1d•$240,800 - $321,500•Remote

About The Position

At eBay, we're more than a global ecommerce leader — we’re changing the way the world shops and sells. Our platform empowers millions of buyers and sellers in more than 190 markets around the world. We’re committed to pushing boundaries and leaving our mark as we reinvent the future of ecommerce for enthusiasts. Our customers are our compass, authenticity thrives, bold ideas are welcome, and everyone can bring their unique selves to work — every day. We're in this together, sustaining the future of our customers, our company, and our planet. Join a team of passionate thinkers, innovators, and dreamers — and help us connect people and build communities to create economic opportunity for all. Director, AI Platform Development About the Role Join eBay as we develop a next-generation AI platform for intelligent marketplace experiences! We are seeking a Director of AI Platform Engineering to lead the infrastructure, services, and developer experiences that enable large-scale AI development and production deployment. This is an outstanding opportunity to build an ambitious AI platform that powers our global e-commerce engine. You will drive the strategy for core capabilities spanning LLM inference, GPU infrastructure, MLOps, and agentic platforms.

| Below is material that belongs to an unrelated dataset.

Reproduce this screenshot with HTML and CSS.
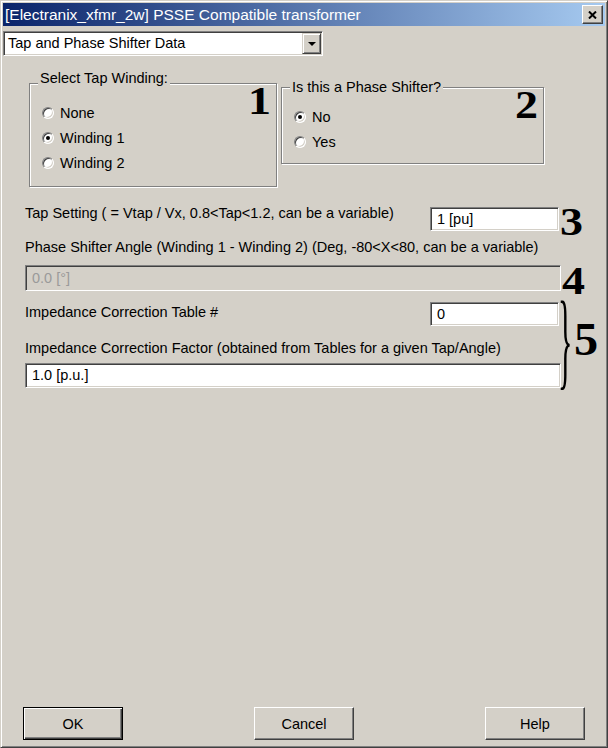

This role requires a proven technical leader who can scale engineering teams and collaborate with Research, Product, and Infrastructure partners.

Requirements

10+ years overall experience with 5+ years of engineering leadership experience, including managing managers and/or leading multiple engineering teams.
Strong understanding of AI/ML platform architecture, including training, experimentation, model management, deployment, inference, observability, and developer workflows.
Familiarity with LLM inference, RAG systems, model serving runtimes, latency and efficiency optimization, evaluation, safety, and monitoring.
Ability to translate ambiguous business and research needs into clear platform strategy, technical roadmaps, operating models, and measurable execution plans.
Excellent communication skills, with the ability to influence senior technical, product, and executive collaborators.

Nice To Haves

Experience supporting both training and inference workloads across on-premise and cloud-based GPU environments.
Experience with technologies like Ray/KubeRay, vLLM, PyTorch, TensorRT, SGLang, MLflow, JupyterHub or equivalent technologies is a plus.

Responsibilities

Lead teams building production-grade LLM inference and serving platforms, including capacity planning, runtime optimization, benchmarking, release engineering, reliability, and cost efficiency.
Build and scale an agentic AI platform that enables teams to develop, deploy, monitor, and govern AI agents, multi-agent workflows, tool-calling systems, retrieval-augmented generation patterns, orchestration frameworks, and human-in-the-loop experiences.
Lead development of MLOps and AI control plane services, including model management, experiment tracking, metadata, deployment workflows, approval gates, APIs, SDKs, and self-service developer experiences.
Drive platform reliability and operational excellence through SLOs, observability, incident response, postmortems, production readiness reviews, automation, and capacity planning.
Hire, mentor, and grow a multidisciplinary engineering organization across AI infrastructure, platform services, MLOps, agentic systems, developer experience, and production operations.